**DATA PROVIDED:**
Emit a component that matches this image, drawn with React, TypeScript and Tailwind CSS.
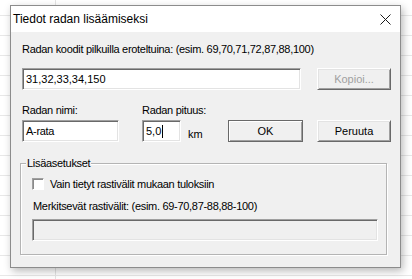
const sunken =
  "bg-white border border-t-[#a0a0a0] border-l-[#a0a0a0] border-b-white border-r-white shadow-[inset_1px_1px_0_#696969,inset_-1px_-1px_0_#e3e3e3]";

function Button({ label, disabled, isDefault, className }: { label: string; disabled?: boolean; isDefault?: boolean; className?: string }) {
  return (
    <div
      className={
        "flex items-center justify-center bg-[#f0f0f0] text-[11px] " +
        (isDefault
          ? "border border-[#696969] shadow-[inset_1px_1px_0_#fff,inset_-1px_-1px_0_#a0a0a0] "
          : "border border-t-white border-l-white border-b-[#696969] border-r-[#696969] shadow-[inset_1px_1px_0_#e3e3e3,inset_-1px_-1px_0_#a0a0a0] ") +
        (disabled ? "text-[#a0a0a0] " : "text-black ") +
        (className ?? "")
      }
    >
      {label}
    </div>
  );
}

export default function App() {
  return (
    <div
      className="w-[412px] h-[279px] overflow-hidden bg-white pl-[10px] pt-[5px] bg-[linear-gradient(to_right,transparent_55px,#e4e4e4_55px,#e4e4e4_56px,transparent_56px),repeating-linear-gradient(to_bottom,transparent_0px,transparent_15px,#e8e8e8_15px,#e8e8e8_16px,transparent_16px,transparent_20px)]"
      style={{ fontFamily: '"Liberation Sans", Arial, sans-serif' }}
    >
      <div className="w-[391px] h-[263px] border border-[#8c8c8c] bg-[#f0f0f0] shadow-[2px_3px_8px_rgba(0,0,0,0.28)] flex flex-col">
        {/* title bar */}
        <div className="h-[26px] bg-white flex items-center pl-[2px] pr-[9px]">
          <span className="text-[12px] text-black">Tiedot radan lisäämiseksi</span>
          <svg className="ml-auto" width="11" height="11" viewBox="0 0 11 11">
            <path d="M0.5 0.5 L10.5 10.5 M10.5 0.5 L0.5 10.5" stroke="#1a1a1a" strokeWidth="1" />
          </svg>
        </div>

        {/* body */}
        <div className="flex flex-col pl-[11px] pr-[9px] text-[11px] text-black">
          <div className="mt-[10px] h-[14px] leading-[14px] tracking-[-0.3px]">
            Radan koodit pilkuilla eroteltuina: (esim. 69,70,71,72,87,88,100)
          </div>

          <div className="mt-[12px] flex items-center">
            <div className={sunken + " w-[279px] h-[22px] flex items-center pl-[3px]"}>31,32,33,34,150</div>
            <Button label="Kopioi..." disabled className="ml-auto w-[74px] h-[22px]" />
          </div>

          <div className="mt-[13px] flex h-[14px] leading-[14px] tracking-[-0.3px]">
            <span className="w-[120px]">Radan nimi:</span>
            <span>Radan pituus:</span>
          </div>

          <div className="mt-[3px] flex items-center">
            <div className={sunken + " w-[97px] h-[22px] flex items-center pl-[3px] tracking-[-0.3px]"}>A-rata</div>
            <div className={sunken + " ml-[23px] w-[39px] h-[22px] flex items-center pl-[3px]"}>
              5,0<span className="ml-px w-px h-[13px] bg-black" />
            </div>
            <span className="ml-[7px] mt-[6px] w-[40px]">km</span>
            <Button label="OK" isDefault className="w-[75px] h-[22px]" />
            <Button label="Peruuta" className="ml-auto w-[74px] h-[22px]" />
          </div>
        </div>

        {/* group box */}
        <div className="relative ml-[9px] mt-[20px] w-[367px] h-[92px] border border-[#b4b4b4] shadow-[inset_1px_1px_0_#fff,1px_1px_0_#fff] text-[11px] text-black">
          <span className="absolute -top-[8px] left-[5px] bg-[#f0f0f0] px-px leading-[14px] tracking-[-0.3px]">Lisäasetukset</span>
          <div className="mt-[13px] ml-[11px] flex items-center">
            <div className="w-[12px] h-[12px] bg-white border border-t-[#a0a0a0] border-l-[#a0a0a0] border-b-white border-r-white shadow-[inset_1px_1px_0_#8a8a8a]" />
            <span className="ml-[6px] leading-[14px] tracking-[-0.3px]">Vain tietyt rastivälit mukaan tuloksiin</span>
          </div>
          <div className="mt-[8px] ml-[12px] leading-[14px] tracking-[-0.3px]">
            Merkitsevät rastivälit: (esim. 69-70,87-88,88-100)
          </div>
          <div className="mt-[6px] ml-[11px] w-[346px] h-[22px] border border-t-[#a0a0a0] border-l-[#a0a0a0] border-b-white border-r-white shadow-[inset_1px_1px_0_#696969,inset_-1px_-1px_0_#e3e3e3] bg-[#f0f0f0]" />
        </div>
      </div>
    </div>
  );
}
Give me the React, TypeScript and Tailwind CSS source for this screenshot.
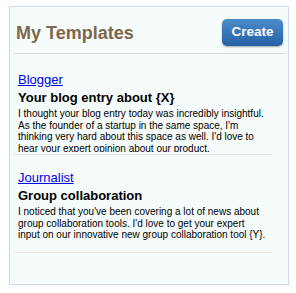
const TEMPLATES = [
  {
    kind: 'Blogger',
    title: 'Your blog entry about {X}',
    body: "I thought your blog entry today was incredibly insightful. As the founder of a startup in the same space, I'm thinking very hard about this space as well. I'd love to hear your expert opinion about our product.",
  },
  {
    kind: 'Journalist',
    title: 'Group collaboration',
    body: "I noticed that you've been covering a lot of news about group collaboration tools. I'd love to get your expert input on our innovative new group collaboration tool {Y}.",
  },
]

export default function App() {
  return (
    <div className="pt-[6px] pl-[9px] font-['Liberation_Sans',Arial,sans-serif] text-black">
      <div className="w-[280px] h-[279px] border border-[#cbdcf2] bg-[#f5fcfb]">
        <div className="flex items-center justify-between pl-[6px] pr-[5px] pt-[12px] pb-[7px]">
          <h1 className="text-[18px] leading-[22px] font-bold text-[#7d674b]">My Templates</h1>
          <button className="w-[61px] h-[27px] rounded-[5px] bg-gradient-to-b from-[#4b8dcc] to-[#2561a4] text-white text-[13.5px] font-bold shadow-[0_1px_2px_rgba(0,0,0,0.35)]">
            Create
          </button>
        </div>
        <div className="ml-[4px] mr-[3px] h-px bg-[#d9d9d9]" />
        <div className="pt-[18px]">
          {TEMPLATES.map((t, i) => (
            <div
              key={t.kind}
              className={`ml-[4px] w-[258px] pl-[4px] pb-[2px] border-b border-[#ebe7d3] ${i > 0 ? 'mt-[15px]' : ''}`}
            >
              <a href="#" className="block text-[13px] leading-[16px] text-[#0000ee] underline w-fit">
                {t.kind}
              </a>
              <div className="mt-[2px] text-[13px] leading-[16px] font-bold">{t.title}</div>
              <div className="mt-[2px] pr-[5px] h-[44px] overflow-hidden text-[10px] leading-[11.5px]">{t.body}</div>
            </div>
          ))}
        </div>
      </div>
    </div>
  )
}
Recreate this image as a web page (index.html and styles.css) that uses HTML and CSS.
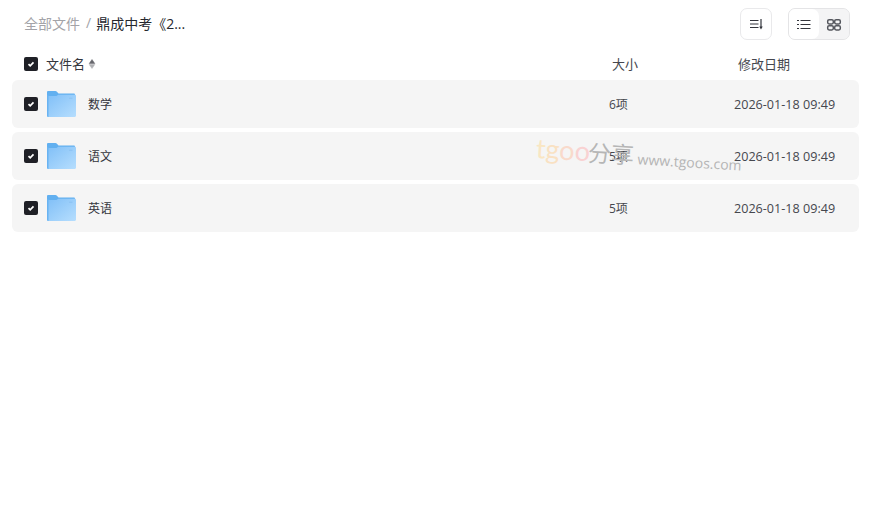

**REQUEST:** Repeat the data in full and exactly. Omit pictures.

**WRITTEN SOLUTION:**
Emit a component that matches this image, drawn with React, TypeScript and Tailwind CSS.
const sunken =
  "bg-white border border-t-[#a0a0a0] border-l-[#a0a0a0] border-b-white border-r-white shadow-[inset_1px_1px_0_#696969,inset_-1px_-1px_0_#e3e3e3]";

function Button({ label, disabled, isDefault, className }: { label: string; disabled?: boolean; isDefault?: boolean; className?: string }) {
  return (
    <div
      className={
        "flex items-center justify-center bg-[#f0f0f0] text-[11px] " +
        (isDefault
          ? "border border-[#696969] shadow-[inset_1px_1px_0_#fff,inset_-1px_-1px_0_#a0a0a0] "
          : "border border-t-white border-l-white border-b-[#696969] border-r-[#696969] shadow-[inset_1px_1px_0_#e3e3e3,inset_-1px_-1px_0_#a0a0a0] ") +
        (disabled ? "text-[#a0a0a0] " : "text-black ") +
        (className ?? "")
      }
    >
      {label}
    </div>
  );
}

export default function App() {
  return (
    <div
      className="w-[412px] h-[279px] overflow-hidden bg-white pl-[10px] pt-[5px] bg-[linear-gradient(to_right,transparent_55px,#e4e4e4_55px,#e4e4e4_56px,transparent_56px),repeating-linear-gradient(to_bottom,transparent_0px,transparent_15px,#e8e8e8_15px,#e8e8e8_16px,transparent_16px,transparent_20px)]"
      style={{ fontFamily: '"Liberation Sans", Arial, sans-serif' }}
    >
      <div className="w-[391px] h-[263px] border border-[#8c8c8c] bg-[#f0f0f0] shadow-[2px_3px_8px_rgba(0,0,0,0.28)] flex flex-col">
        {/* title bar */}
        <div className="h-[26px] bg-white flex items-center pl-[2px] pr-[9px]">
          <span className="text-[12px] text-black">Tiedot radan lisäämiseksi</span>
          <svg className="ml-auto" width="11" height="11" viewBox="0 0 11 11">
            <path d="M0.5 0.5 L10.5 10.5 M10.5 0.5 L0.5 10.5" stroke="#1a1a1a" strokeWidth="1" />
          </svg>
        </div>

        {/* body */}
        <div className="flex flex-col pl-[11px] pr-[9px] text-[11px] text-black">
          <div className="mt-[10px] h-[14px] leading-[14px] tracking-[-0.3px]">
            Radan koodit pilkuilla eroteltuina: (esim. 69,70,71,72,87,88,100)
          </div>

          <div className="mt-[12px] flex items-center">
            <div className={sunken + " w-[279px] h-[22px] flex items-center pl-[3px]"}>31,32,33,34,150</div>
            <Button label="Kopioi..." disabled className="ml-auto w-[74px] h-[22px]" />
          </div>

          <div className="mt-[13px] flex h-[14px] leading-[14px] tracking-[-0.3px]">
            <span className="w-[120px]">Radan nimi:</span>
            <span>Radan pituus:</span>
          </div>

          <div className="mt-[3px] flex items-center">
            <div className={sunken + " w-[97px] h-[22px] flex items-center pl-[3px] tracking-[-0.3px]"}>A-rata</div>
            <div className={sunken + " ml-[23px] w-[39px] h-[22px] flex items-center pl-[3px]"}>
              5,0<span className="ml-px w-px h-[13px] bg-black" />
            </div>
            <span className="ml-[7px] mt-[6px] w-[40px]">km</span>
            <Button label="OK" isDefault className="w-[75px] h-[22px]" />
            <Button label="Peruuta" className="ml-auto w-[74px] h-[22px]" />
          </div>
        </div>

        {/* group box */}
        <div className="relative ml-[9px] mt-[20px] w-[367px] h-[92px] border border-[#b4b4b4] shadow-[inset_1px_1px_0_#fff,1px_1px_0_#fff] text-[11px] text-black">
          <span className="absolute -top-[8px] left-[5px] bg-[#f0f0f0] px-px leading-[14px] tracking-[-0.3px]">Lisäasetukset</span>
          <div className="mt-[13px] ml-[11px] flex items-center">
            <div className="w-[12px] h-[12px] bg-white border border-t-[#a0a0a0] border-l-[#a0a0a0] border-b-white border-r-white shadow-[inset_1px_1px_0_#8a8a8a]" />
            <span className="ml-[6px] leading-[14px] tracking-[-0.3px]">Vain tietyt rastivälit mukaan tuloksiin</span>
          </div>
          <div className="mt-[8px] ml-[12px] leading-[14px] tracking-[-0.3px]">
            Merkitsevät rastivälit: (esim. 69-70,87-88,88-100)
          </div>
          <div className="mt-[6px] ml-[11px] w-[346px] h-[22px] border border-t-[#a0a0a0] border-l-[#a0a0a0] border-b-white border-r-white shadow-[inset_1px_1px_0_#696969,inset_-1px_-1px_0_#e3e3e3] bg-[#f0f0f0]" />
        </div>
      </div>
    </div>
  );
}
Give me the React, TypeScript and Tailwind CSS source for this screenshot.
const TEMPLATES = [
  {
    kind: 'Blogger',
    title: 'Your blog entry about {X}',
    body: "I thought your blog entry today was incredibly insightful. As the founder of a startup in the same space, I'm thinking very hard about this space as well. I'd love to hear your expert opinion about our product.",
  },
  {
    kind: 'Journalist',
    title: 'Group collaboration',
    body: "I noticed that you've been covering a lot of news about group collaboration tools. I'd love to get your expert input on our innovative new group collaboration tool {Y}.",
  },
]

export default function App() {
  return (
    <div className="pt-[6px] pl-[9px] font-['Liberation_Sans',Arial,sans-serif] text-black">
      <div className="w-[280px] h-[279px] border border-[#cbdcf2] bg-[#f5fcfb]">
        <div className="flex items-center justify-between pl-[6px] pr-[5px] pt-[12px] pb-[7px]">
          <h1 className="text-[18px] leading-[22px] font-bold text-[#7d674b]">My Templates</h1>
          <button className="w-[61px] h-[27px] rounded-[5px] bg-gradient-to-b from-[#4b8dcc] to-[#2561a4] text-white text-[13.5px] font-bold shadow-[0_1px_2px_rgba(0,0,0,0.35)]">
            Create
          </button>
        </div>
        <div className="ml-[4px] mr-[3px] h-px bg-[#d9d9d9]" />
        <div className="pt-[18px]">
          {TEMPLATES.map((t, i) => (
            <div
              key={t.kind}
              className={`ml-[4px] w-[258px] pl-[4px] pb-[2px] border-b border-[#ebe7d3] ${i > 0 ? 'mt-[15px]' : ''}`}
            >
              <a href="#" className="block text-[13px] leading-[16px] text-[#0000ee] underline w-fit">
                {t.kind}
              </a>
              <div className="mt-[2px] text-[13px] leading-[16px] font-bold">{t.title}</div>
              <div className="mt-[2px] pr-[5px] h-[44px] overflow-hidden text-[10px] leading-[11.5px]">{t.body}</div>
            </div>
          ))}
        </div>
      </div>
    </div>
  )
}
Recreate this image as a web page (index.html and styles.css) that uses HTML and CSS.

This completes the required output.